GOAL:
Can you copy out the data exactly? Leave the images out.

SUPPLIED INFORMATION:
-*-

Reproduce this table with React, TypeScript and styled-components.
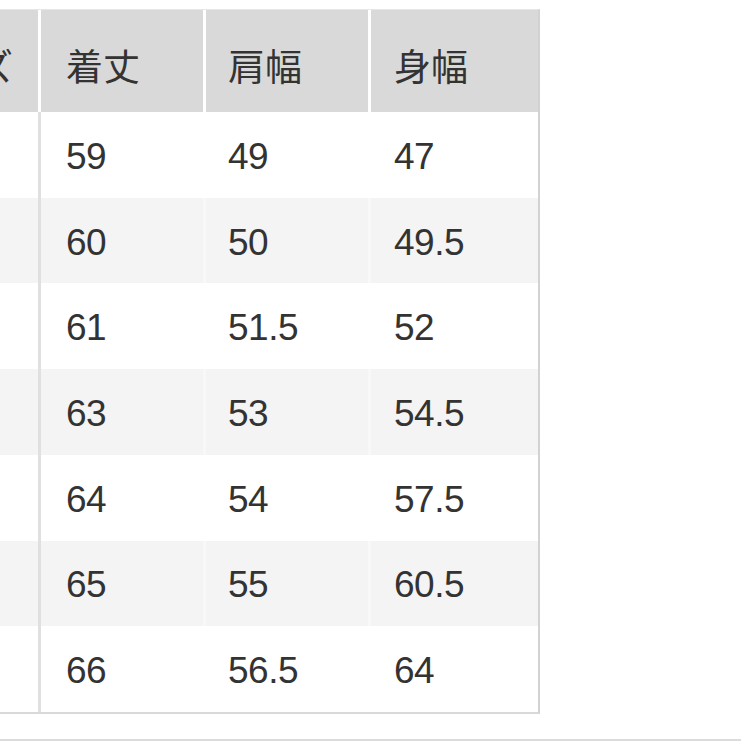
import React from "react";
import styled, { createGlobalStyle } from "styled-components";

const GlobalStyle = createGlobalStyle`
  html, body {
    margin: 0;
    padding: 0;
    background: #ffffff;
    overflow: hidden;
  }
`;

const Page = styled.div`
  width: 741px;
  height: 741px;
  overflow: hidden;
  display: flex;
  flex-direction: column;
  padding-top: 9px;
  box-sizing: border-box;
  font-family: "Liberation Sans", "Noto Sans CJK JP", Arial, sans-serif;
  color: #333333;
`;

const Table = styled.div`
  display: flex;
  flex-direction: column;
  width: 657px;
  margin-left: -119px;
  border-top: 1px solid #e6e6e6;
  border-right: 2px solid #d2d2d2;
  border-bottom: 2px solid #d9d9d9;
`;

const Row = styled.div<{ $head?: boolean; $shade?: boolean }>`
  display: grid;
  grid-template-columns: 160px 165px 165px 167px;
  height: ${(p) => (p.$head ? "102px" : "85.72px")};
  background: ${(p) => (p.$head ? "#d9d9d9" : p.$shade ? "#f4f4f4" : "#ffffff")};
`;

const Cell = styled.div<{ $head?: boolean; $shade?: boolean; $first?: boolean; $last?: boolean; $indent: number }>`
  display: flex;
  align-items: center;
  padding-left: ${(p) => p.$indent}px;
  padding-top: ${(p) => (p.$head ? "7px" : "4px")};
  box-sizing: border-box;
  font-size: 37px;
  letter-spacing: ${(p) => (p.$head ? "0px" : "-0.5px")};
  white-space: nowrap;
  border-right: ${(p) =>
    p.$last
      ? "none"
      : p.$head
      ? "3px solid #ffffff"
      : p.$first
      ? "3px solid #e0e0e0"
      : p.$shade
      ? "3px solid #f8f8f8"
      : "3px solid #ffffff"};
`;

const BottomRule = styled.div`
  margin-top: auto;
  height: 2px;
  background: #dcdcdc;
  width: 100%;
`;

const indents = [22, 25, 22, 23];
const header = ["サイズ", "着丈", "肩幅", "身幅"];
const rows: string[][] = [
  ["XS", "59", "49", "47"],
  ["S", "60", "50", "49.5"],
  ["M", "61", "51.5", "52"],
  ["L", "63", "53", "54.5"],
  ["XL", "64", "54", "57.5"],
  ["XXL", "65", "55", "60.5"],
  ["3XL", "66", "56.5", "64"],
];

export default function App() {
  return (
    <>
      <GlobalStyle />
      <Page>
        <Table>
          <Row $head>
            {header.map((h, i) => (
              <Cell
                key={h}
                $head
                $indent={indents[i]}
                $first={i === 0}
                $last={i === header.length - 1}
              >
                {h}
              </Cell>
            ))}
          </Row>
          {rows.map((r, ri) => {
            const shade = ri % 2 === 1;
            return (
              <Row key={ri} $shade={shade}>
                {r.map((v, ci) => (
                  <Cell
                    key={ci}
                    $shade={shade}
                    $indent={indents[ci]}
                    $first={ci === 0}
                    $last={ci === r.length - 1}
                  >
                    {v}
                  </Cell>
                ))}
              </Row>
            );
          })}
        </Table>
        <BottomRule />
      </Page>
    </>
  );
}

-*-

ANSWER:
Reproduce this table with React, TypeScript and styled-components.
import React from "react";
import styled, { createGlobalStyle } from "styled-components";

const GlobalStyle = createGlobalStyle`
  html, body {
    margin: 0;
    padding: 0;
    background: #ffffff;
    overflow: hidden;
  }
`;

const Page = styled.div`
  width: 741px;
  height: 741px;
  overflow: hidden;
  display: flex;
  flex-direction: column;
  padding-top: 9px;
  box-sizing: border-box;
  font-family: "Liberation Sans", "Noto Sans CJK JP", Arial, sans-serif;
  color: #333333;
`;

const Table = styled.div`
  display: flex;
  flex-direction: column;
  width: 657px;
  margin-left: -119px;
  border-top: 1px solid #e6e6e6;
  border-right: 2px solid #d2d2d2;
  border-bottom: 2px solid #d9d9d9;
`;

const Row = styled.div<{ $head?: boolean; $shade?: boolean }>`
  display: grid;
  grid-template-columns: 160px 165px 165px 167px;
  height: ${(p) => (p.$head ? "102px" : "85.72px")};
  background: ${(p) => (p.$head ? "#d9d9d9" : p.$shade ? "#f4f4f4" : "#ffffff")};
`;

const Cell = styled.div<{ $head?: boolean; $shade?: boolean; $first?: boolean; $last?: boolean; $indent: number }>`
  display: flex;
  align-items: center;
  padding-left: ${(p) => p.$indent}px;
  padding-top: ${(p) => (p.$head ? "7px" : "4px")};
  box-sizing: border-box;
  font-size: 37px;
  letter-spacing: ${(p) => (p.$head ? "0px" : "-0.5px")};
  white-space: nowrap;
  border-right: ${(p) =>
    p.$last
      ? "none"
      : p.$head
      ? "3px solid #ffffff"
      : p.$first
      ? "3px solid #e0e0e0"
      : p.$shade
      ? "3px solid #f8f8f8"
      : "3px solid #ffffff"};
`;

const BottomRule = styled.div`
  margin-top: auto;
  height: 2px;
  background: #dcdcdc;
  width: 100%;
`;

const indents = [22, 25, 22, 23];
const header = ["サイズ", "着丈", "肩幅", "身幅"];
const rows: string[][] = [
  ["XS", "59", "49", "47"],
  ["S", "60", "50", "49.5"],
  ["M", "61", "51.5", "52"],
  ["L", "63", "53", "54.5"],
  ["XL", "64", "54", "57.5"],
  ["XXL", "65", "55", "60.5"],
  ["3XL", "66", "56.5", "64"],
];

export default function App() {
  return (
    <>
      <GlobalStyle />
      <Page>
        <Table>
          <Row $head>
            {header.map((h, i) => (
              <Cell
                key={h}
                $head
                $indent={indents[i]}
                $first={i === 0}
                $last={i === header.length - 1}
              >
                {h}
              </Cell>
            ))}
          </Row>
          {rows.map((r, ri) => {
            const shade = ri % 2 === 1;
            return (
              <Row key={ri} $shade={shade}>
                {r.map((v, ci) => (
                  <Cell
                    key={ci}
                    $shade={shade}
                    $indent={indents[ci]}
                    $first={ci === 0}
                    $last={ci === r.length - 1}
                  >
                    {v}
                  </Cell>
                ))}
              </Row>
            );
          })}
        </Table>
        <BottomRule />
      </Page>
    </>
  );
}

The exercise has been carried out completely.